The first (unnamed) movement is propelled mechanically at first with pulsing woodwinds and weighty horns partly reminiscent of the minimalist work Music for a Large Ensemble (1978), composed only a few years prior by Steve Reich. But that minimalist aesthetic is quickly subsumed within the swelling orchestration that follows the introduction of a searing cello-led melody. The second movement, however – The Anfortas Wound, taken from the legend of medieval king with wounds that could never heal – is immediately melodic, though meditatively so (à la Sibelius – and Adams has indeed noted his debt to the Finn’s Fourth Symphony). But the result is far more static and moody, generating a sense of tense unease that groans into two separate dissonant climaxes without resolution. In juxtaposition with the second, the third and final movement – Meister Eckhardt and Quackie – feels like an unshackling, perhaps a mirror of the Adams’s creative breakthrough, and in the composer’s words “as airy, serene and blissful as The Anfortas Wound is earthbound, shadowy and bleak.” The pervasive sense of unencumbered flight closes with a climax of entirely defiant euphoria.

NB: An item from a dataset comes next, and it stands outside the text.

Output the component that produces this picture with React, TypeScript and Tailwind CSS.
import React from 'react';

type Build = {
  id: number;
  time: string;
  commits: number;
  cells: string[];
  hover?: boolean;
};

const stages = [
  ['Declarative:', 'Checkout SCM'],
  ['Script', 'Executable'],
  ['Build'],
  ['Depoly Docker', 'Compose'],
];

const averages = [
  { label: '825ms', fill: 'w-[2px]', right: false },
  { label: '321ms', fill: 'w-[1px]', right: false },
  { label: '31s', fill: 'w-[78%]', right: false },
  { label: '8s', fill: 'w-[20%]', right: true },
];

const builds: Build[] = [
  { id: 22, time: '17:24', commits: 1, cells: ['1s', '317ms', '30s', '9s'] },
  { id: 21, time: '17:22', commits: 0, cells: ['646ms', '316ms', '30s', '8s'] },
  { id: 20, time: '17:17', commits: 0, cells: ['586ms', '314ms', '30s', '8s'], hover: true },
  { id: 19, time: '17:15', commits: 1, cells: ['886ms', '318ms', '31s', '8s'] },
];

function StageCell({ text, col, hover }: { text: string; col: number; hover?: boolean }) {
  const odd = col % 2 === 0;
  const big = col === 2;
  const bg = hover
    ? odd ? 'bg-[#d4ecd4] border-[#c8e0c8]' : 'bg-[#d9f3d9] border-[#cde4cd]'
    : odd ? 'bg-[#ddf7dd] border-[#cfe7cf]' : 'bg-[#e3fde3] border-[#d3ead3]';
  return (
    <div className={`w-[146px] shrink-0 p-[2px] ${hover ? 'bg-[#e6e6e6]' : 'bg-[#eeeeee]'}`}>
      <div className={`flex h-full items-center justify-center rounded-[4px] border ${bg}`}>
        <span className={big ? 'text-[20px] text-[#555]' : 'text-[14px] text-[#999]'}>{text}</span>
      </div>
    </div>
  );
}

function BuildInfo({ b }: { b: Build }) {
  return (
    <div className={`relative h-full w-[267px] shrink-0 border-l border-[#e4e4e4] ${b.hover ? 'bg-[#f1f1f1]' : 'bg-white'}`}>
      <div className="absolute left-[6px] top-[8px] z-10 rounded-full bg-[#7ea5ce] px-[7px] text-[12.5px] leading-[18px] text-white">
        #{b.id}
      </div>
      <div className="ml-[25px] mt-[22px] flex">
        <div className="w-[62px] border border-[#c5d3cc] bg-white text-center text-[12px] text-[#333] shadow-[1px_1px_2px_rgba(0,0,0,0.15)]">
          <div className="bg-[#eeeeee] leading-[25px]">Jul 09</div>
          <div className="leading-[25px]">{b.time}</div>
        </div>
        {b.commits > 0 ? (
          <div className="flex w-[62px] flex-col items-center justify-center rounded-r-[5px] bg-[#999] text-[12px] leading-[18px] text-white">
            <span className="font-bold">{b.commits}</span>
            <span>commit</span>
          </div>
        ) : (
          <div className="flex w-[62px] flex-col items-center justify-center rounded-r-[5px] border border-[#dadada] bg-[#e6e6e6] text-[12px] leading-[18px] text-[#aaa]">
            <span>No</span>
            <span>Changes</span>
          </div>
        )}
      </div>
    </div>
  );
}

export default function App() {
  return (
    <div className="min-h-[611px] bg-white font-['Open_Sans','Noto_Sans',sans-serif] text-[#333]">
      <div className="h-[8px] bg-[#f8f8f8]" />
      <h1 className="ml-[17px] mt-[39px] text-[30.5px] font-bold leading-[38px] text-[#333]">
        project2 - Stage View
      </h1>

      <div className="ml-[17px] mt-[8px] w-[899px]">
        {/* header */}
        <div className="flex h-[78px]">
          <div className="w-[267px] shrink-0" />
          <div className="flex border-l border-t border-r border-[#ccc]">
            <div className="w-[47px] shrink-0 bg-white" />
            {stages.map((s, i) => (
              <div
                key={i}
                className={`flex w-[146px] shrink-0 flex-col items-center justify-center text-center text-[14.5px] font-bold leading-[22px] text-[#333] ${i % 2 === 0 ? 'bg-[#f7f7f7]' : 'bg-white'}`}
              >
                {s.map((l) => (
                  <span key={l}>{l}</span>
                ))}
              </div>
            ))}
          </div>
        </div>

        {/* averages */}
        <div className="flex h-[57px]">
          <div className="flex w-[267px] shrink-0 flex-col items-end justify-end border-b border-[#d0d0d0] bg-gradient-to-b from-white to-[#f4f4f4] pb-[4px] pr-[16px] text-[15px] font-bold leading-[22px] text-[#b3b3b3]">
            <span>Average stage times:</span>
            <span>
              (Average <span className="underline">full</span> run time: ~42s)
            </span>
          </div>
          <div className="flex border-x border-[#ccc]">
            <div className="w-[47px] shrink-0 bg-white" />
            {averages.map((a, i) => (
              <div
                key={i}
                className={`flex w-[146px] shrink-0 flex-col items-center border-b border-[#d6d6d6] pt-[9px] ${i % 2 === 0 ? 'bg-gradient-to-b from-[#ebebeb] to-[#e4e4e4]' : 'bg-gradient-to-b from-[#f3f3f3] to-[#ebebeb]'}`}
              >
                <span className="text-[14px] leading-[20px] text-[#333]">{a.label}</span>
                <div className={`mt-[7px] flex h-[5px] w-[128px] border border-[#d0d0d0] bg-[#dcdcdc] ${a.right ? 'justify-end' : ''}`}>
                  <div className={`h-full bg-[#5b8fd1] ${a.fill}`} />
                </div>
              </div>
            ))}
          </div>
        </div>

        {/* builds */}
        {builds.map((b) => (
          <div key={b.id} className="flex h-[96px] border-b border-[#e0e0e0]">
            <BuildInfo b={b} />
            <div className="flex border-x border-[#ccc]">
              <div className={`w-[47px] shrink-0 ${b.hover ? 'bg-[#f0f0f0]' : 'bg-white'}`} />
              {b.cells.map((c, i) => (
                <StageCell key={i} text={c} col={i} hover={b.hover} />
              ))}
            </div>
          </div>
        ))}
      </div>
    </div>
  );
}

Below is a recording of Harmonielehre accompanied by a brief listening guide.

Movement I: immediate introduction of the leitmotif rhythmic pattern at 0:00 with heavy E Minor chords, note the minimalist techniques (woodwind and pizzicato pulses after 0:29, brass at 4:39 and especially 6:21). Key Cello melody at 6:30, orchestra swells after 6:56 (but note continuing minimalist pulses below). High-low contrast emerges between melodic surface and rhythmic undertones. Final swell after 13:22 demonstrates Adams’s trademark sense of rhythmic acceleration, and primary use of brass (as opposed to strings) as the climactic motor (seen also, for example, in The Death of Klinghoffer’s first Chorus).

Movement II: far more conventional (and melodic) use of strings at 0:16, steady climax after 5:00 into the strong dissonance of 5:59 (again, note use of brass). Second climax culminates at 8:52 and into the col legno strings and brass of 9:04. Neither climax resolves the unease (the timbre of the violins at 9:25 assure us of that).

Movement III: immediately conveys an atmosphere with the airiest of flutes and celesta at 0:00, joined by strings at 0:52. Sense of motion also created through timbral shifts (particularly the interplay of strings and woodwinds). Rhythmic turn at 4:30-4:40, into aggressively-paced pulsing like that of The Chairman Dances (1985, the same year) and late 1970s Reich. The skitter of strings at 8:16 and punches of trombones after 8:35 mark the beginning of the final and exultant brass-led climax.

The recording above is the original recording by Edo de Waart and the San Francisco Symphony Orchestra for Nonesuch in 1985. Equally commendable is the City of Birmingham Symphony Orchestra conducted by Simon Rattle for EMI (which also includes The Chairman Dances and Two Fanfares).

Anyone who enjoys Harmonielehre would no doubt also take pleasure in Adams’ The Chairman Dances, composed in the same year. For a more ironic take on melodic power, see his earlier Grand Pianola Music (1982).Any look at the minimalist movement must also acknowledge the singular influence of Steve Reich’s Music for 18 Musicians (1976) and Music for a Large Ensemble (1978).